New Hampshire's Episcopalians elected Robinson as bishop in June, and his selection was approved at the convention of the Episcopal Church USA in August. But his consecration a week ago has threatened to divide the Episcopal Church, the U.S. branch of Anglicanism.

On Nov. 3, overseas bishops who said they represented 50 million of the world's 77 million Anglicans jointly announced they were in a "state of impaired communion" with the Episcopal Church a step short of declaring a full schism.

In addition, conservatives within the U.S. church have asked the Archbishop of Canterbury, the spiritual head of the Anglican Church, to authorize a separate Anglican province for them in North America.

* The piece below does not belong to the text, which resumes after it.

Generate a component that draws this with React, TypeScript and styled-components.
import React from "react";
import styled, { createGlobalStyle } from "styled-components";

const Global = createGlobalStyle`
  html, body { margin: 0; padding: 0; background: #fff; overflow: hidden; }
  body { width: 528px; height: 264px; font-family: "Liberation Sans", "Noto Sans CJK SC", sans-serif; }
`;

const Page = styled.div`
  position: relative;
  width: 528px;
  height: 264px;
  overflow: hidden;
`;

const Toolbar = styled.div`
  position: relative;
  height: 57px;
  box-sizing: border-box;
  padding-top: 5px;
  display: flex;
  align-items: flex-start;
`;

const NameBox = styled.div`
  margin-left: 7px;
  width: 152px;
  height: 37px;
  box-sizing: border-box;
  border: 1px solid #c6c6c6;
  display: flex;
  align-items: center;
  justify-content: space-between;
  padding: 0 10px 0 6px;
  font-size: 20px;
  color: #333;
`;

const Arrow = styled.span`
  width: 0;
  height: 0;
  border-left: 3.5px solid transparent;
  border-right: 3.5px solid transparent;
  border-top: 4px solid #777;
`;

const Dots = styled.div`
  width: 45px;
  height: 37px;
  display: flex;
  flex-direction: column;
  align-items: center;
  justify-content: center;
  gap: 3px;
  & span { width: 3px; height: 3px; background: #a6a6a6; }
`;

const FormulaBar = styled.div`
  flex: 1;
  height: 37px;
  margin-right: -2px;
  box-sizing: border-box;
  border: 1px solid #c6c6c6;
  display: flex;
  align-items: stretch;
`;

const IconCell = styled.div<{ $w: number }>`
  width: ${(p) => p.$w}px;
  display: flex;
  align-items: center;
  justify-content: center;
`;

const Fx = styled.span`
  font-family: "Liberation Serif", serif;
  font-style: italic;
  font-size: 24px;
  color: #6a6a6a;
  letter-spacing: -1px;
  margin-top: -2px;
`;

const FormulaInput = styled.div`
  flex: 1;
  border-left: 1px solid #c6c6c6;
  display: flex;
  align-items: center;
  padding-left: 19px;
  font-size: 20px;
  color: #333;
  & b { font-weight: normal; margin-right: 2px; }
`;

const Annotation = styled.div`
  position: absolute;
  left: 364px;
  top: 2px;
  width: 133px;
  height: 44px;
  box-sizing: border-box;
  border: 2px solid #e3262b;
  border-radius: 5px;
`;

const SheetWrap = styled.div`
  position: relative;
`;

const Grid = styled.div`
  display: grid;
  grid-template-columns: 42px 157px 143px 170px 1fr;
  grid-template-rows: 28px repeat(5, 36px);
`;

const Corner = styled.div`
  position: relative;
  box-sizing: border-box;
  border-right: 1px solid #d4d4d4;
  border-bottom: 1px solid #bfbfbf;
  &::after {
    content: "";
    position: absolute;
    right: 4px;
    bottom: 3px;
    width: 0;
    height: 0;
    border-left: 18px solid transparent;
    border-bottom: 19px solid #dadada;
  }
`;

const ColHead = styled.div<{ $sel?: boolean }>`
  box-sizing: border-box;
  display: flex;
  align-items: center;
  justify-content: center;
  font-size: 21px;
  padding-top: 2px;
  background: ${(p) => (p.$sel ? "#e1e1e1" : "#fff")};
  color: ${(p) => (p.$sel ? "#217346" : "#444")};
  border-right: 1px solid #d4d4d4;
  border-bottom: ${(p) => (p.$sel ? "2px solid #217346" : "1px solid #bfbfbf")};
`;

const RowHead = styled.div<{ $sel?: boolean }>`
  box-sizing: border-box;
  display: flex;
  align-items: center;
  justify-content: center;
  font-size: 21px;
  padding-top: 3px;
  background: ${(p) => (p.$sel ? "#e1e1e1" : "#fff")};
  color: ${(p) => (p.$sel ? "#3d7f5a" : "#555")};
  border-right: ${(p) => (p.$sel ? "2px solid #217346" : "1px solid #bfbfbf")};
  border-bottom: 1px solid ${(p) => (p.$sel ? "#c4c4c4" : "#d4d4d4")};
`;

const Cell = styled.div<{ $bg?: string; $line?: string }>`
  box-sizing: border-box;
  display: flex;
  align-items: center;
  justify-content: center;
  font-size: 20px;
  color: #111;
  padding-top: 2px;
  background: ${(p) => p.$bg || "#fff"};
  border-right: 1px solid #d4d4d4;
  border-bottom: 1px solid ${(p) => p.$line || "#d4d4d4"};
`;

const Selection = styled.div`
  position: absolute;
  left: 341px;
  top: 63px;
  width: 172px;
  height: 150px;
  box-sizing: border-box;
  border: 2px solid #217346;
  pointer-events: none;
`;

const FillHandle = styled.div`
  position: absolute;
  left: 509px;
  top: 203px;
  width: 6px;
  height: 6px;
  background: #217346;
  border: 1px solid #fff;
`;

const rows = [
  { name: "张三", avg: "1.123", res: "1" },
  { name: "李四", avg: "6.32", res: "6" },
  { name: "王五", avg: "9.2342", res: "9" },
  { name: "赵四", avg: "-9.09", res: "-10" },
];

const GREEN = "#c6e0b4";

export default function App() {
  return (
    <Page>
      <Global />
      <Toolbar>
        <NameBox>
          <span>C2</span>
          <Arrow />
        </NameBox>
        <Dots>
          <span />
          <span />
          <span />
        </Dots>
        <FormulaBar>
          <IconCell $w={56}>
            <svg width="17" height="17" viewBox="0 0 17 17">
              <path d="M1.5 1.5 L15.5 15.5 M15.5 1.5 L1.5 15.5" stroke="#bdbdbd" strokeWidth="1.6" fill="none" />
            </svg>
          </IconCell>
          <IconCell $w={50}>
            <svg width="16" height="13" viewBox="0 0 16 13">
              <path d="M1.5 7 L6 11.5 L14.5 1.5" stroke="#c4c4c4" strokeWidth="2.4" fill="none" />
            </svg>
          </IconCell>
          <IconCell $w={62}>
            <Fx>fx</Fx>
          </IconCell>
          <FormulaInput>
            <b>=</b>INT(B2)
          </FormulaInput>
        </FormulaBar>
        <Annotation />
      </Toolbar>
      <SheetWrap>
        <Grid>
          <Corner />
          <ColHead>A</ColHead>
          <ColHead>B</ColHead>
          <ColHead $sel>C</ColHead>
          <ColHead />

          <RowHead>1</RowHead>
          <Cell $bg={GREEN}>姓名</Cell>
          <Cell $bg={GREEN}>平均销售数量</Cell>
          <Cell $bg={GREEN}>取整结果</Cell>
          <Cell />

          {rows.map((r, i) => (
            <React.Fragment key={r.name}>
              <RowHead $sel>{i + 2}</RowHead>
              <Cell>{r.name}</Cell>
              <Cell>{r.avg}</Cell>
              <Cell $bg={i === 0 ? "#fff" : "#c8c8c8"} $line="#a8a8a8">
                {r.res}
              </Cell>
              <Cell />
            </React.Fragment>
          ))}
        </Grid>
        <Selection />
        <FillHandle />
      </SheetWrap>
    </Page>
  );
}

In his sermon, Robinson said Jesus spent most of his time with women, taxpayers and foreigners, not with the rabbis and wealthy members of the temple.

Jesus "looked at the religious establishment of his day and realized they had closed their eyes to those on the margins," he said.

"Think of all the kinds of blindness right outside this door: not seeing people in need, or turning the other way when we do," he said.

Robinson told a story about three American soldiers in World War I whose fellow soldier was killed in combat, then was buried just outside the fence of a French churchyard because the priest didn't know whether the soldier had been baptized. When the Americans returned to pay their respects, they couldn't find his grave outside the fence.

The priest explained to them, "I realized I'd followed the rules, but I hadn't done the right thing — so I moved the fence," Robinson said.

"You and I in Jesus' name are called to move the fence ... as far away from us as possible," Robinson said.

At a reception for the bishop following the service, churchgoer Jack Jones said he was "all for" Robinson.

"He's a real brave man, and intelligent, and if people don't want to come to church for him, let them go somewhere else," said Jones, 64.

Elsewhere in the state, about half the members of the Episcopal parish in Rochester walked out of Sunday services to protest the dismissal of their interim minister, who opposes Robinson's appointment.

Bishop Douglas Theuner of the Diocese of New Hampshire removed the Rev. Donald Wilson on Friday for insubordination when Wilson refused to come to Concord to meet with Theuner on the matter. Robinson will automatically succeed Theuner when the bishop retires next year.

Lisa Ball, a member of the group that left, said the protest has nothing to do with homophobia, and "it has nothing to do with gay bashing."

Theuner "decided to take our priest away from us and didn't even ask us," Ball said.

David Tyler, the junior warden of the church and one of those who remained inside, said the parish "has a disagreement. We are trying to work this out."